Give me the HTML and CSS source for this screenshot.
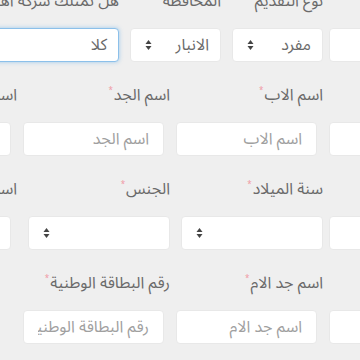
FILE: index.html
```html
<!DOCTYPE html>
<html lang="ar" dir="rtl">
  <head>
    <meta charset="UTF-8" />
    <meta name="viewport" content="width=device-width, initial-scale=1.0" />
    <title>استمارة التقديم</title>
    <link rel="stylesheet" href="styles.css">
  </head>
  <body>
    <div class="page">
      <form class="form">
        <div class="row">
          <div class="field col3">
            <label class="label">رقم هاتف المتقدم</label>
            <input class="input" type="text" placeholder="">
          </div>
          <div class="field col2">
            <label class="label">نوع التقديم</label>
            <div class="select"><span>مفرد</span><svg class="arrows" width="7" height="10" viewBox="0 0 7 10"><path d="M3.5 0L6.5 4H0.5Z M0.5 6H6.5L3.5 10Z"/></svg></div>
          </div>
          <div class="field col2">
            <label class="label">المحافظة</label>
            <div class="select"><span>الانبار</span><svg class="arrows" width="7" height="10" viewBox="0 0 7 10"><path d="M3.5 0L6.5 4H0.5Z M0.5 6H6.5L3.5 10Z"/></svg></div>
          </div>
          <div class="field col3">
            <label class="label">هل تمتلك شركة اهلية مسجلة</label>
            <div class="select focus"><span>كلا</span><svg class="arrows" width="7" height="10" viewBox="0 0 7 10"><path d="M3.5 0L6.5 4H0.5Z M0.5 6H6.5L3.5 10Z"/></svg></div>
          </div>
        </div>

        <div class="row">
          <div class="field col3">
            <label class="label">الاسم الاول<span class="req">*</span></label>
            <input class="input" type="text" placeholder="الاسم الاول">
          </div>
          <div class="field col3">
            <label class="label">اسم الاب<span class="req">*</span></label>
            <input class="input" type="text" placeholder="اسم الاب">
          </div>
          <div class="field col3">
            <label class="label">اسم الجد<span class="req">*</span></label>
            <input class="input" type="text" placeholder="اسم الجد">
          </div>
          <div class="field col3">
            <label class="label">اسم اللقب<span class="req">*</span></label>
            <input class="input" type="text" placeholder="اسم اللقب">
          </div>
        </div>

        <div class="row">
          <div class="field col3">
            <label class="label">محل الولادة<span class="req">*</span></label>
            <input class="input" type="text" placeholder="">
          </div>
          <div class="field col3">
            <label class="label">سنة الميلاد<span class="req">*</span></label>
            <div class="select"><span></span><svg class="arrows" width="7" height="10" viewBox="0 0 7 10"><path d="M3.5 0L6.5 4H0.5Z M0.5 6H6.5L3.5 10Z"/></svg></div>
          </div>
          <div class="field col3">
            <label class="label">الجنس<span class="req">*</span></label>
            <div class="select"><span></span><svg class="arrows" width="7" height="10" viewBox="0 0 7 10"><path d="M3.5 0L6.5 4H0.5Z M0.5 6H6.5L3.5 10Z"/></svg></div>
          </div>
          <div class="field col3">
            <label class="label">اسم الام<span class="req">*</span></label>
            <input class="input" type="text" placeholder="اسم الام">
          </div>
        </div>

        <div class="row">
          <div class="field col3">
            <label class="label">اسم اب الام<span class="req">*</span></label>
            <input class="input" type="text" placeholder="">
          </div>
          <div class="field col3">
            <label class="label">اسم جد الام<span class="req">*</span></label>
            <input class="input" type="text" placeholder="اسم جد الام">
          </div>
          <div class="field col3">
            <label class="label">رقم البطاقة الوطنية<span class="req">*</span></label>
            <input class="input" type="text" placeholder="رقم البطاقة الوطنية">
          </div>
        </div>
      </form>
    </div>
  </body>
</html>
```

FILE: styles.css
```css
* {
  margin: 0;
  padding: 0;
  box-sizing: border-box;
}
html,
body {
  width: 360px;
  height: 360px;
  overflow: hidden;
  background-color: #efefef;
}
body {
  font-family: "Noto Sans Arabic", "Noto Kufi Arabic", "DejaVu Sans", sans-serif;
  font-size: 16px;
  color: #555;
}
.page {
  width: 360px;
  height: 360px;
  overflow: hidden;
}
.form {
  direction: rtl;
  width: 601px;
  margin-right: -116px;
  margin-top: -9px;
}
.row {
  display: grid;
  grid-template-columns: repeat(12, 1fr);
  column-gap: 11px;
  margin-bottom: 23px;
}
.col2 {
  grid-column: span 2;
}
.col3 {
  grid-column: span 3;
}
.field {
  display: flex;
  flex-direction: column;
}
.label {
  display: block;
  height: 20px;
  line-height: 20px;
  margin-bottom: 17px;
  white-space: nowrap;
  color: #6a6a6a;
  font-size: 16px;
}
.req {
  color: #ef9aa4;
  font-size: 8px;
  vertical-align: top;
  line-height: 12px;
  margin-right: 1px;
}
.input {
  display: block;
  height: 34px;
  margin: 0 6px 0 -5px;
  padding: 0 14px;
  border: 1px solid #e8e8e8;
  border-radius: 4px;
  background-color: #fff;
  font-family: inherit;
  font-size: 16px;
  color: #555;
  text-align: right;
  outline: none;
}
.input::placeholder {
  color: #a0a0a0;
}
.select {
  display: flex;
  align-items: center;
  justify-content: space-between;
  height: 34px;
  padding: 0 11px 0 14px;
  border: 1px solid #e8e8e8;
  border-radius: 4px;
  background-color: #fff;
  color: #6a6a6a;
  font-size: 16px;
}
.select.focus {
  border-color: #8cc0ea;
  box-shadow: 0 0 4px rgba(102, 175, 233, 0.6);
}
.arrows {
  fill: #444;
}
```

....................

▸ **PROBLEM STATEMENT**:
Write out each line again precisely as it appears, skipping every picture.

▸ **WRITTEN SOLUTION**:
Give me the HTML and CSS source for this screenshot.
FILE: index.html
```html
<!DOCTYPE html>
<html lang="ar" dir="rtl">
  <head>
    <meta charset="UTF-8" />
    <meta name="viewport" content="width=device-width, initial-scale=1.0" />
    <title>استمارة التقديم</title>
    <link rel="stylesheet" href="styles.css">
  </head>
  <body>
    <div class="page">
      <form class="form">
        <div class="row">
          <div class="field col3">
            <label class="label">رقم هاتف المتقدم</label>
            <input class="input" type="text" placeholder="">
          </div>
          <div class="field col2">
            <label class="label">نوع التقديم</label>
            <div class="select"><span>مفرد</span><svg class="arrows" width="7" height="10" viewBox="0 0 7 10"><path d="M3.5 0L6.5 4H0.5Z M0.5 6H6.5L3.5 10Z"/></svg></div>
          </div>
          <div class="field col2">
            <label class="label">المحافظة</label>
            <div class="select"><span>الانبار</span><svg class="arrows" width="7" height="10" viewBox="0 0 7 10"><path d="M3.5 0L6.5 4H0.5Z M0.5 6H6.5L3.5 10Z"/></svg></div>
          </div>
          <div class="field col3">
            <label class="label">هل تمتلك شركة اهلية مسجلة</label>
            <div class="select focus"><span>كلا</span><svg class="arrows" width="7" height="10" viewBox="0 0 7 10"><path d="M3.5 0L6.5 4H0.5Z M0.5 6H6.5L3.5 10Z"/></svg></div>
          </div>
        </div>

        <div class="row">
          <div class="field col3">
            <label class="label">الاسم الاول<span class="req">*</span></label>
            <input class="input" type="text" placeholder="الاسم الاول">
          </div>
          <div class="field col3">
            <label class="label">اسم الاب<span class="req">*</span></label>
            <input class="input" type="text" placeholder="اسم الاب">
          </div>
          <div class="field col3">
            <label class="label">اسم الجد<span class="req">*</span></label>
            <input class="input" type="text" placeholder="اسم الجد">
          </div>
          <div class="field col3">
            <label class="label">اسم اللقب<span class="req">*</span></label>
            <input class="input" type="text" placeholder="اسم اللقب">
          </div>
        </div>

        <div class="row">
          <div class="field col3">
            <label class="label">محل الولادة<span class="req">*</span></label>
            <input class="input" type="text" placeholder="">
          </div>
          <div class="field col3">
            <label class="label">سنة الميلاد<span class="req">*</span></label>
            <div class="select"><span></span><svg class="arrows" width="7" height="10" viewBox="0 0 7 10"><path d="M3.5 0L6.5 4H0.5Z M0.5 6H6.5L3.5 10Z"/></svg></div>
          </div>
          <div class="field col3">
            <label class="label">الجنس<span class="req">*</span></label>
            <div class="select"><span></span><svg class="arrows" width="7" height="10" viewBox="0 0 7 10"><path d="M3.5 0L6.5 4H0.5Z M0.5 6H6.5L3.5 10Z"/></svg></div>
          </div>
          <div class="field col3">
            <label class="label">اسم الام<span class="req">*</span></label>
            <input class="input" type="text" placeholder="اسم الام">
          </div>
        </div>

        <div class="row">
          <div class="field col3">
            <label class="label">اسم اب الام<span class="req">*</span></label>
            <input class="input" type="text" placeholder="">
          </div>
          <div class="field col3">
            <label class="label">اسم جد الام<span class="req">*</span></label>
            <input class="input" type="text" placeholder="اسم جد الام">
          </div>
          <div class="field col3">
            <label class="label">رقم البطاقة الوطنية<span class="req">*</span></label>
            <input class="input" type="text" placeholder="رقم البطاقة الوطنية">
          </div>
        </div>
      </form>
    </div>
  </body>
</html>
```

FILE: styles.css
```css
* {
  margin: 0;
  padding: 0;
  box-sizing: border-box;
}
html,
body {
  width: 360px;
  height: 360px;
  overflow: hidden;
  background-color: #efefef;
}
body {
  font-family: "Noto Sans Arabic", "Noto Kufi Arabic", "DejaVu Sans", sans-serif;
  font-size: 16px;
  color: #555;
}
.page {
  width: 360px;
  height: 360px;
  overflow: hidden;
}
.form {
  direction: rtl;
  width: 601px;
  margin-right: -116px;
  margin-top: -9px;
}
.row {
  display: grid;
  grid-template-columns: repeat(12, 1fr);
  column-gap: 11px;
  margin-bottom: 23px;
}
.col2 {
  grid-column: span 2;
}
.col3 {
  grid-column: span 3;
}
.field {
  display: flex;
  flex-direction: column;
}
.label {
  display: block;
  height: 20px;
  line-height: 20px;
  margin-bottom: 17px;
  white-space: nowrap;
  color: #6a6a6a;
  font-size: 16px;
}
.req {
  color: #ef9aa4;
  font-size: 8px;
  vertical-align: top;
  line-height: 12px;
  margin-right: 1px;
}
.input {
  display: block;
  height: 34px;
  margin: 0 6px 0 -5px;
  padding: 0 14px;
  border: 1px solid #e8e8e8;
  border-radius: 4px;
  background-color: #fff;
  font-family: inherit;
  font-size: 16px;
  color: #555;
  text-align: right;
  outline: none;
}
.input::placeholder {
  color: #a0a0a0;
}
.select {
  display: flex;
  align-items: center;
  justify-content: space-between;
  height: 34px;
  padding: 0 11px 0 14px;
  border: 1px solid #e8e8e8;
  border-radius: 4px;
  background-color: #fff;
  color: #6a6a6a;
  font-size: 16px;
}
.select.focus {
  border-color: #8cc0ea;
  box-shadow: 0 0 4px rgba(102, 175, 233, 0.6);
}
.arrows {
  fill: #444;
}
```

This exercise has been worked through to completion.